**WHAT IS BEING ASKED:** Read the listing below and copy out every line that holds "styles".

**GIVEN INFORMATION:**
-- Start --
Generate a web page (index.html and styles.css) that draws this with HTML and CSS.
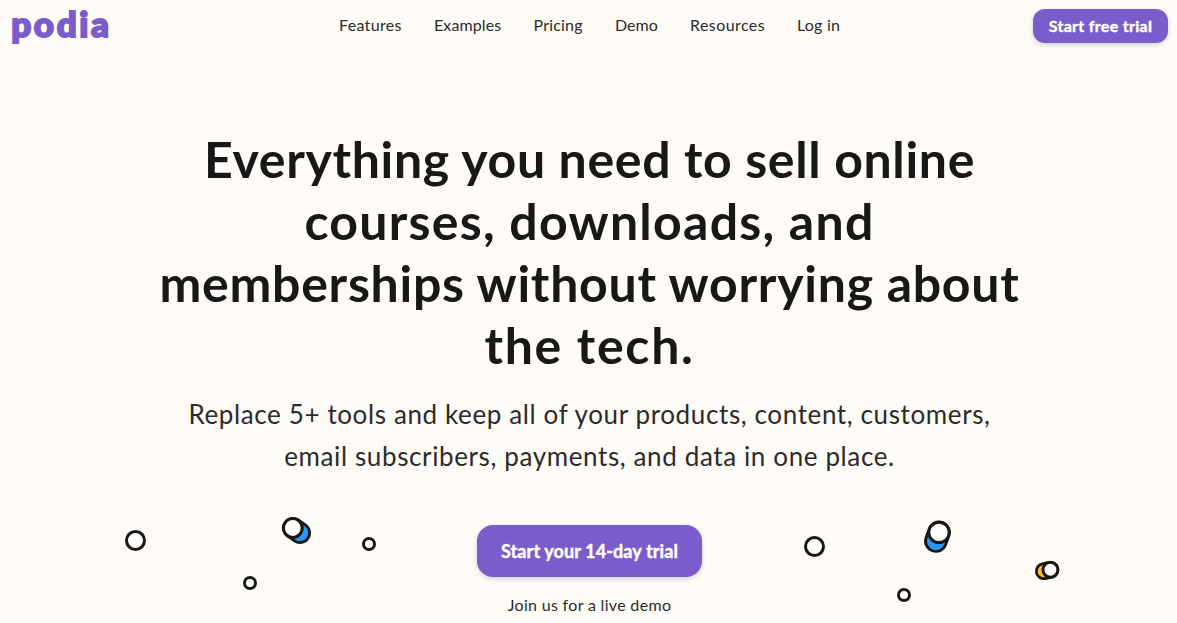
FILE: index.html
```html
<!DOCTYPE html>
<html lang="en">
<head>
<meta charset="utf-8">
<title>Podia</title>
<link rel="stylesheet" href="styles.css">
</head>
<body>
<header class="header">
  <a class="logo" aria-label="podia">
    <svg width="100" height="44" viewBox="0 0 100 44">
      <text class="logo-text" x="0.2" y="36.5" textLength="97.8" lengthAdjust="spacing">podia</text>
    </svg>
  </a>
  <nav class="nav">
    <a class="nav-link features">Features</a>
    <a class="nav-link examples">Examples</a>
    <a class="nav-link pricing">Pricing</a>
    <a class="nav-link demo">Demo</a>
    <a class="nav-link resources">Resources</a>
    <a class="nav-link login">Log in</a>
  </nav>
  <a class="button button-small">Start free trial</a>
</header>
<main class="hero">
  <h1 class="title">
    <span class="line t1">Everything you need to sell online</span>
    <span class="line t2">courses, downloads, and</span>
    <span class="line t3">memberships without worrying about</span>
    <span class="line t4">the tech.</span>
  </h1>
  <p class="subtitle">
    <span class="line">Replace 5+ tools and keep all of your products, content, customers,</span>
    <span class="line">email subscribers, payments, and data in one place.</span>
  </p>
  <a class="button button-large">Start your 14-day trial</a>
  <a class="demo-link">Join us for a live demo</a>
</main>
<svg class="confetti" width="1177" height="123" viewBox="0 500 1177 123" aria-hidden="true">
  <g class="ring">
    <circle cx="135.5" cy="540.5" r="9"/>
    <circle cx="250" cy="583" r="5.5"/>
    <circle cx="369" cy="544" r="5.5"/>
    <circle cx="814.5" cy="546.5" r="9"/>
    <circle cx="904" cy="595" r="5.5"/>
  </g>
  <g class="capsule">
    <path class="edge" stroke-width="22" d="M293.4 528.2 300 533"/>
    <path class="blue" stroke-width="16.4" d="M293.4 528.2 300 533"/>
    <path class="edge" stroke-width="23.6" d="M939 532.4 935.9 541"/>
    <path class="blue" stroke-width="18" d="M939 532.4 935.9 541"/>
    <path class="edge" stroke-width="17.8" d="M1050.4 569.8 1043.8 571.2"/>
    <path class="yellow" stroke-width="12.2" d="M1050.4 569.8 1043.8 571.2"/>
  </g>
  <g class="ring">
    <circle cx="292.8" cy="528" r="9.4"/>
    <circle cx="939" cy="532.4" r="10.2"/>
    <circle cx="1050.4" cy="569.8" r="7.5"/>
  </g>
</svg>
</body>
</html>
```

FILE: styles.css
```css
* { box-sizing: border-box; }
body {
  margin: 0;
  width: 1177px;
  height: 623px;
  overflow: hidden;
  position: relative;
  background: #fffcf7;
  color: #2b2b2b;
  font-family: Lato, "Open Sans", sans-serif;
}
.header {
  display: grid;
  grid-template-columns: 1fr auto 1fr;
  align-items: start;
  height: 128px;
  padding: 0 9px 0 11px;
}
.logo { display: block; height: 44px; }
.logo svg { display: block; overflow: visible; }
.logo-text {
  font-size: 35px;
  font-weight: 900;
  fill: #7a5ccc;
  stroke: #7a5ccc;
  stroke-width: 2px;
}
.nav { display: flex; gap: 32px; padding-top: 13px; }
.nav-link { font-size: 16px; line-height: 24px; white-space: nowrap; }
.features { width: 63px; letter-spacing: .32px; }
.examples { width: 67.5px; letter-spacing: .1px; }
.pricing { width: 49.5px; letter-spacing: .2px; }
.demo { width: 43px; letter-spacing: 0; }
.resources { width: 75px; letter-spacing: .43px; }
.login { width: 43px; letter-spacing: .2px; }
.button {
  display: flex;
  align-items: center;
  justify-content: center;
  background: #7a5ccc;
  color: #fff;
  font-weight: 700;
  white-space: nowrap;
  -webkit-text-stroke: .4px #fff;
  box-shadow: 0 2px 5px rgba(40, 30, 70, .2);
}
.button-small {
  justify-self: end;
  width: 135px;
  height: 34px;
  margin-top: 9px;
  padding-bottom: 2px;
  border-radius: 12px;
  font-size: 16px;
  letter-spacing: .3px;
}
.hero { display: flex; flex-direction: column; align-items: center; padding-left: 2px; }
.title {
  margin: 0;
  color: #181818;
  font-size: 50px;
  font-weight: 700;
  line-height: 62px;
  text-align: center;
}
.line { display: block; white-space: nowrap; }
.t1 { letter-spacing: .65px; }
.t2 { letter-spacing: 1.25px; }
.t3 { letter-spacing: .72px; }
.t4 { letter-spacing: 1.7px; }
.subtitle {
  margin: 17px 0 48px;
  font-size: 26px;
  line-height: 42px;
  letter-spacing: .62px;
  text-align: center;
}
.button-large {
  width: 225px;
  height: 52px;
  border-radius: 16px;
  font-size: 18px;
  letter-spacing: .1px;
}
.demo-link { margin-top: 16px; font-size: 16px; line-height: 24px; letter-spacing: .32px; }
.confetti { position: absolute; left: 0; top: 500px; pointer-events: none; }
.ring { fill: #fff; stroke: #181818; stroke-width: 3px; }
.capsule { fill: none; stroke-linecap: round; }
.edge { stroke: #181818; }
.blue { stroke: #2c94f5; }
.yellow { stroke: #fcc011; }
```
-- End --
**TASK SOLUTION:**
Generate a web page (index.html and styles.css) that draws this with HTML and CSS.
<link rel="stylesheet" href="styles.css">
FILE: styles.css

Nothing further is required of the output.